> Direction: Skip the pictures. Reproduce all other material exactly.

> Raw data:

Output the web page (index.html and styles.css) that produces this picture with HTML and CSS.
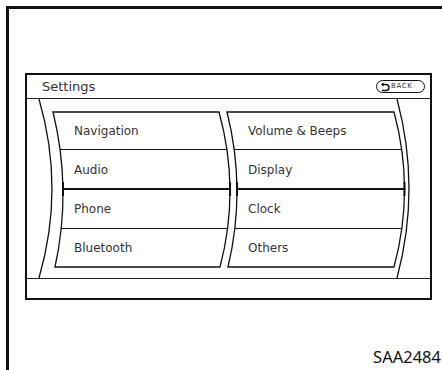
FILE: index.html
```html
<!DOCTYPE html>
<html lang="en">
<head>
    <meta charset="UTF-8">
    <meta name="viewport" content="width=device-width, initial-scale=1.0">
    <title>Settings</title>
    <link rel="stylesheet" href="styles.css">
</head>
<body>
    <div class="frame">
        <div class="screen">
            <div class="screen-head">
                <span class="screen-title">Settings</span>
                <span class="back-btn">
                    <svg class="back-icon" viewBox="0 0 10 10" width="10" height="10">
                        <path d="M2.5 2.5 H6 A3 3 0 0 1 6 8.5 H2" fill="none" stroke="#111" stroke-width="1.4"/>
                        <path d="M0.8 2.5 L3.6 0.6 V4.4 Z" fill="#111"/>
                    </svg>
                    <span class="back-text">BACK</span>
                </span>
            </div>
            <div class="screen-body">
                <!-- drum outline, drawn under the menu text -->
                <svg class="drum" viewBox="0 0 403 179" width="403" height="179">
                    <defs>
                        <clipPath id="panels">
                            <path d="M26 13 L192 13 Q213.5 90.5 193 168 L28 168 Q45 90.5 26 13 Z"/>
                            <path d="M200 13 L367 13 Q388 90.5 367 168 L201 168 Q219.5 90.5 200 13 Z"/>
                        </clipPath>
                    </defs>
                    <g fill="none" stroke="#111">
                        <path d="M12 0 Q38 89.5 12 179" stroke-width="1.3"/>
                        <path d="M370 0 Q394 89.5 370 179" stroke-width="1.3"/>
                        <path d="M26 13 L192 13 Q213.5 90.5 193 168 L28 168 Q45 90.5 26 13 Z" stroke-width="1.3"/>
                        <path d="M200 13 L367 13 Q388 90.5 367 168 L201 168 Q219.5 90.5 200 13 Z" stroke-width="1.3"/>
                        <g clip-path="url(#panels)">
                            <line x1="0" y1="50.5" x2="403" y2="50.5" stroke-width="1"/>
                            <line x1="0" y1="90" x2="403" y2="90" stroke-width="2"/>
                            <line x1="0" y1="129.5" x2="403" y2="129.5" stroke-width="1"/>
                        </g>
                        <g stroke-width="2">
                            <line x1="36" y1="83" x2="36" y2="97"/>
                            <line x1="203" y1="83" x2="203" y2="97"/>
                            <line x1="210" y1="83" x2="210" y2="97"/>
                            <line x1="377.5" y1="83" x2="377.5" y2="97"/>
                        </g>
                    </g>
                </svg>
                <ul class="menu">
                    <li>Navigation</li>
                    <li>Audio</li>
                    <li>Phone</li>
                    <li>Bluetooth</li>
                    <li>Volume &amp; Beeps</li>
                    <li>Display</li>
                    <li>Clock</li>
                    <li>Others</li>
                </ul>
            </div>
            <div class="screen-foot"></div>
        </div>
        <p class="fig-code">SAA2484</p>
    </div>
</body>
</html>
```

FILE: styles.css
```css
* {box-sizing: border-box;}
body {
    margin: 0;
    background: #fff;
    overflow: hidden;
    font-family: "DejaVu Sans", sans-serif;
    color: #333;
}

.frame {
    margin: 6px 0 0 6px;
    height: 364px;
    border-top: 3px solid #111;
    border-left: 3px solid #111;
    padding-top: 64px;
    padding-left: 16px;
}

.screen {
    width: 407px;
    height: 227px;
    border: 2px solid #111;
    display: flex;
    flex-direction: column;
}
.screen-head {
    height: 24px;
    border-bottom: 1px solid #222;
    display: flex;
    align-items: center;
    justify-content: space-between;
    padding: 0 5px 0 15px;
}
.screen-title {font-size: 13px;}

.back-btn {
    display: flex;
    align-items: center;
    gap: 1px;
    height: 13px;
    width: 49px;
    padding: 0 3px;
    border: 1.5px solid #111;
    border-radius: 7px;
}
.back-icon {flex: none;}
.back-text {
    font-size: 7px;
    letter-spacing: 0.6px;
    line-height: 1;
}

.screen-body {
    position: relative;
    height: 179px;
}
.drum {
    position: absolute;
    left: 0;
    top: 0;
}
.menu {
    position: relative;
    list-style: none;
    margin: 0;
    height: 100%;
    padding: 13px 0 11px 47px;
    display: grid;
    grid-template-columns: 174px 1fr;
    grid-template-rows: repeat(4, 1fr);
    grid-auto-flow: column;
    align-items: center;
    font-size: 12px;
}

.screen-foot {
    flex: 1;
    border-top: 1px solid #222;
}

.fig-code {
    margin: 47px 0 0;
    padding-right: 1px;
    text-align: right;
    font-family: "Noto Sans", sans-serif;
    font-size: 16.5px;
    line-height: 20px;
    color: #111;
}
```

> Written reply:
Output the web page (index.html and styles.css) that produces this picture with HTML and CSS.
FILE: index.html
```html
<!DOCTYPE html>
<html lang="en">
<head>
    <meta charset="UTF-8">
    <meta name="viewport" content="width=device-width, initial-scale=1.0">
    <title>Settings</title>
    <link rel="stylesheet" href="styles.css">
</head>
<body>
    <div class="frame">
        <div class="screen">
            <div class="screen-head">
                <span class="screen-title">Settings</span>
                <span class="back-btn">
                    <svg class="back-icon" viewBox="0 0 10 10" width="10" height="10">
                        <path d="M2.5 2.5 H6 A3 3 0 0 1 6 8.5 H2" fill="none" stroke="#111" stroke-width="1.4"/>
                        <path d="M0.8 2.5 L3.6 0.6 V4.4 Z" fill="#111"/>
                    </svg>
                    <span class="back-text">BACK</span>
                </span>
            </div>
            <div class="screen-body">
                <!-- drum outline, drawn under the menu text -->
                <svg class="drum" viewBox="0 0 403 179" width="403" height="179">
                    <defs>
                        <clipPath id="panels">
                            <path d="M26 13 L192 13 Q213.5 90.5 193 168 L28 168 Q45 90.5 26 13 Z"/>
                            <path d="M200 13 L367 13 Q388 90.5 367 168 L201 168 Q219.5 90.5 200 13 Z"/>
                        </clipPath>
                    </defs>
                    <g fill="none" stroke="#111">
                        <path d="M12 0 Q38 89.5 12 179" stroke-width="1.3"/>
                        <path d="M370 0 Q394 89.5 370 179" stroke-width="1.3"/>
                        <path d="M26 13 L192 13 Q213.5 90.5 193 168 L28 168 Q45 90.5 26 13 Z" stroke-width="1.3"/>
                        <path d="M200 13 L367 13 Q388 90.5 367 168 L201 168 Q219.5 90.5 200 13 Z" stroke-width="1.3"/>
                        <g clip-path="url(#panels)">
                            <line x1="0" y1="50.5" x2="403" y2="50.5" stroke-width="1"/>
                            <line x1="0" y1="90" x2="403" y2="90" stroke-width="2"/>
                            <line x1="0" y1="129.5" x2="403" y2="129.5" stroke-width="1"/>
                        </g>
                        <g stroke-width="2">
                            <line x1="36" y1="83" x2="36" y2="97"/>
                            <line x1="203" y1="83" x2="203" y2="97"/>
                            <line x1="210" y1="83" x2="210" y2="97"/>
                            <line x1="377.5" y1="83" x2="377.5" y2="97"/>
                        </g>
                    </g>
                </svg>
                <ul class="menu">
                    <li>Navigation</li>
                    <li>Audio</li>
                    <li>Phone</li>
                    <li>Bluetooth</li>
                    <li>Volume &amp; Beeps</li>
                    <li>Display</li>
                    <li>Clock</li>
                    <li>Others</li>
                </ul>
            </div>
            <div class="screen-foot"></div>
        </div>
        <p class="fig-code">SAA2484</p>
    </div>
</body>
</html>
```

FILE: styles.css
```css
* {box-sizing: border-box;}
body {
    margin: 0;
    background: #fff;
    overflow: hidden;
    font-family: "DejaVu Sans", sans-serif;
    color: #333;
}

.frame {
    margin: 6px 0 0 6px;
    height: 364px;
    border-top: 3px solid #111;
    border-left: 3px solid #111;
    padding-top: 64px;
    padding-left: 16px;
}

.screen {
    width: 407px;
    height: 227px;
    border: 2px solid #111;
    display: flex;
    flex-direction: column;
}
.screen-head {
    height: 24px;
    border-bottom: 1px solid #222;
    display: flex;
    align-items: center;
    justify-content: space-between;
    padding: 0 5px 0 15px;
}
.screen-title {font-size: 13px;}

.back-btn {
    display: flex;
    align-items: center;
    gap: 1px;
    height: 13px;
    width: 49px;
    padding: 0 3px;
    border: 1.5px solid #111;
    border-radius: 7px;
}
.back-icon {flex: none;}
.back-text {
    font-size: 7px;
    letter-spacing: 0.6px;
    line-height: 1;
}

.screen-body {
    position: relative;
    height: 179px;
}
.drum {
    position: absolute;
    left: 0;
    top: 0;
}
.menu {
    position: relative;
    list-style: none;
    margin: 0;
    height: 100%;
    padding: 13px 0 11px 47px;
    display: grid;
    grid-template-columns: 174px 1fr;
    grid-template-rows: repeat(4, 1fr);
    grid-auto-flow: column;
    align-items: center;
    font-size: 12px;
}

.screen-foot {
    flex: 1;
    border-top: 1px solid #222;
}

.fig-code {
    margin: 47px 0 0;
    padding-right: 1px;
    text-align: right;
    font-family: "Noto Sans", sans-serif;
    font-size: 16.5px;
    line-height: 20px;
    color: #111;
}
```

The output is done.